- _WHAT YOU WILL DO_
Find every line below that contains the word "index" and copy it out.

- _PROVIDED MATERIAL_
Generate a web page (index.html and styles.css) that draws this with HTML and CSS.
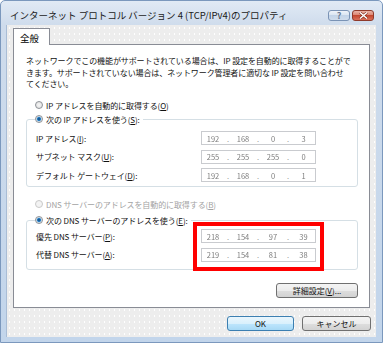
FILE: index.html
```html
<!DOCTYPE html>
<html lang="ja">
<head>
  <meta charset="UTF-8">
  <title>インターネット プロトコル バージョン 4 (TCP/IPv4)のプロパティ</title>
  <link rel="stylesheet" href="styles.css">
</head>
<body>

  <div class="window">
    <div class="titlebar">
      <span class="title">インターネット プロトコル バージョン 4 (TCP/IPv4)のプロパティ</span>
      <div class="caption-buttons">
        <span class="cap-btn help">?</span>
        <span class="cap-btn close">
          <svg width="9" height="7" viewBox="0 0 9 7">
            <path d="M1 0.5 L8 6.5 M8 0.5 L1 6.5" stroke="#7a2617" stroke-width="2.6" />
            <path d="M1 0.5 L8 6.5 M8 0.5 L1 6.5" stroke="#fff" stroke-width="1.5" />
          </svg>
        </span>
      </div>
    </div>

    <div class="client">
      <div class="tabs"><span class="tab">全般</span></div>

      <div class="panel">
        <p class="desc">ネットワークでこの機能がサポートされている場合は、IP 設定を自動的に取得することがで<br>きます。サポートされていない場合は、ネットワーク管理者に適切な IP 設定を問い合わせ<br>てください。</p>

        <div class="radio-row"><span class="radio"></span>IP アドレスを自動的に取得する(<u>O</u>)</div>

        <fieldset class="group">
          <legend class="radio-row"><span class="radio checked"></span>次の IP アドレスを使う(<u>S</u>):</legend>
          <div class="field-row">
            <span class="label">IP アドレス(<u>I</u>):</span>
            <div class="ip-box"><span>192</span><i>.</i><span>168</span><i>.</i><span>0</span><i>.</i><span>3</span></div>
          </div>
          <div class="field-row">
            <span class="label">サブネット マスク(<u>U</u>):</span>
            <div class="ip-box"><span>255</span><i>.</i><span>255</span><i>.</i><span>255</span><i>.</i><span>0</span></div>
          </div>
          <div class="field-row">
            <span class="label">デフォルト ゲートウェイ(<u>D</u>):</span>
            <div class="ip-box"><span>192</span><i>.</i><span>168</span><i>.</i><span>0</span><i>.</i><span>1</span></div>
          </div>
        </fieldset>

        <div class="radio-row disabled"><span class="radio"></span>DNS サーバーのアドレスを自動的に取得する(<u>B</u>)</div>

        <fieldset class="group dns">
          <legend class="radio-row"><span class="radio checked"></span>次の DNS サーバーのアドレスを使う(<u>E</u>):</legend>
          <div class="field-row">
            <span class="label">優先 DNS サーバー(<u>P</u>):</span>
            <div class="ip-box"><span>218</span><i>.</i><span>154</span><i>.</i><span>97</span><i>.</i><span>39</span></div>
          </div>
          <div class="field-row">
            <span class="label">代替 DNS サーバー(<u>A</u>):</span>
            <div class="ip-box"><span>219</span><i>.</i><span>154</span><i>.</i><span>81</span><i>.</i><span>38</span></div>
          </div>
        </fieldset>

        <div class="panel-actions">
          <button class="btn wide">詳細設定(<u>V</u>)...</button>
        </div>
      </div>

      <div class="dialog-actions">
        <button class="btn ok default">OK</button>
        <button class="btn cancel">キャンセル</button>
      </div>
    </div>

    <!-- annotation frame over the DNS fields -->
    <div class="highlight"></div>
  </div>

</body>
</html>
```

FILE: styles.css
```css
body {
  margin: 0;
  font-family: "Noto Sans CJK JP", "Noto Sans", sans-serif;
  background: #fff;
}
.window {
  position: relative;
  width: 383px;
  height: 343px;
  box-sizing: border-box;
  padding: 0 6px 5px 5px;
  border: 1px solid #7b98bd;
  border-radius: 5px 5px 0 0;
  background: linear-gradient(180deg, #e1eaf5 0, #cfdcec 24px, #c2d5eb 100%);
}
.titlebar {
  height: 24px;
  display: flex;
  align-items: center;
  padding-left: 4px;
}
.title {
  font-size: 9.5px;
  color: #1b1b1b;
  margin-top: 3px;
  white-space: nowrap;
}
.caption-buttons {
  margin-left: auto;
  margin-right: 2px;
  margin-top: 5px;
  display: flex;
  gap: 2px;
}
.cap-btn {
  width: 22px;
  height: 11px;
  box-sizing: border-box;
  border-radius: 3px;
  display: flex;
  align-items: center;
  justify-content: center;
}
.help {
  border: 1px solid #7a93b5;
  background: linear-gradient(180deg, #eef3f9 0, #d9e4f1 50%, #c3d4e8 50%, #cfdcec 100%);
  color: #6b7d94;
  font-size: 9px;
  font-weight: bold;
  line-height: 1;
}
.close {
  border: 1px solid #8f3a2b;
  background: linear-gradient(180deg, #eab3a6 0, #d9806d 50%, #c4472f 50%, #d9705a 100%);
}
.client {
  height: 312px;
  box-sizing: border-box;
  padding: 3px 5px 0 6px;
  border-left: 1px solid #a9bdd6;
  background-color: #ededed;
  background-image: radial-gradient(circle, rgba(255, 255, 255, 0.95) 0.6px, transparent 1px);
  background-size: 5px 6px;
}
.tabs {
  display: flex;
}
.tab {
  position: relative;
  z-index: 1;
  width: 37px;
  height: 17px;
  box-sizing: border-box;
  margin-bottom: -1px;
  padding: 2px 0 0 6px;
  border: 1px solid #898c95;
  border-bottom: none;
  background: #fff;
  font-size: 9.5px;
}
.panel {
  width: 357px;
  height: 264px;
  box-sizing: border-box;
  border: 1px solid #898c95;
  background: #fff;
  font-size: 8px;
  color: #111;
}
.desc {
  margin: 10px 0 0 12px;
  line-height: 11.5px;
  letter-spacing: -0.1px;
  white-space: nowrap;
}
.radio-row {
  display: flex;
  align-items: center;
  height: 12px;
  margin: 9.5px 0 0 21px;
  letter-spacing: -0.1px;
  white-space: nowrap;
}
.radio {
  width: 8px;
  height: 8px;
  box-sizing: border-box;
  border-radius: 50%;
  border: 1px solid #8e9297;
  background: radial-gradient(circle, #f6f6f6 0, #dcdcdc 100%);
  margin-right: 3px;
  flex: none;
}
.radio.checked {
  background: radial-gradient(circle, #0f3f6e 0, #2a7fc4 1.6px, #bcd9ee 2.4px, #e8e8e8 3px);
}
.disabled {
  color: #a3a3a3;
  margin-top: 11px;
}
.disabled .radio {
  border-color: #c9c9c9;
  background: #f3f3f3;
}
.group {
  margin: 2px 11px 0 12px;
  padding: 6px 0 4px 8px;
  border: 1px solid #d5dfe5;
  border-radius: 3px;
}
.group legend.radio-row {
  margin: 0;
  padding: 0 3px 0 0;
}
.group.dns {
  margin-top: 4px;
  padding-top: 3px;
  padding-bottom: 7px;
}
.field-row {
  display: grid;
  grid-template-columns: 166px 115px;
  align-items: center;
  height: 14px;
  margin-bottom: 4.5px;
}
.field-row:last-child {
  margin-bottom: 0;
}
.label {
  padding-left: 1px;
  letter-spacing: -0.1px;
  white-space: nowrap;
}
.ip-box {
  height: 14px;
  box-sizing: border-box;
  border: 1px solid #c9cbcf;
  display: grid;
  grid-template-columns: 22px 8px 22px 8px 22px 8px 1fr;
  align-items: center;
  text-align: center;
  color: #7c7c7c;
  font-size: 7.5px;
}
.ip-box span {
  filter: blur(0.7px);
}
.ip-box i {
  font-style: normal;
  color: #9a9a9a;
}
.panel-actions {
  display: flex;
  justify-content: flex-end;
  margin: 13.5px 11px 0 0;
}
.btn {
  height: 15px;
  box-sizing: border-box;
  padding: 0;
  border: 1px solid #707070;
  border-radius: 3px;
  background: linear-gradient(180deg, #f4f4f4 0, #ececec 50%, #dedede 50%, #d2d2d2 100%);
  font-family: inherit;
  font-size: 8px;
  color: #111;
  line-height: 1;
}
.btn.wide {
  width: 82px;
}
.btn.default {
  border-color: #3c7fb1;
  background: linear-gradient(180deg, #eaf6fd 0, #d9f0fc 50%, #bee6fd 50%, #a7d9f5 100%);
}
.dialog-actions {
  display: flex;
  justify-content: flex-end;
  gap: 8px;
  margin-top: 8px;
}
.btn.ok {
  width: 67px;
}
.btn.cancel {
  width: 69px;
}
.highlight {
  position: absolute;
  left: 192px;
  top: 221px;
  width: 131px;
  height: 49px;
  box-sizing: border-box;
  border: 4px solid #f00;
}
```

- _EXERCISE RESPONSE_
Generate a web page (index.html and styles.css) that draws this with HTML and CSS.
FILE: index.html
  z-index: 1;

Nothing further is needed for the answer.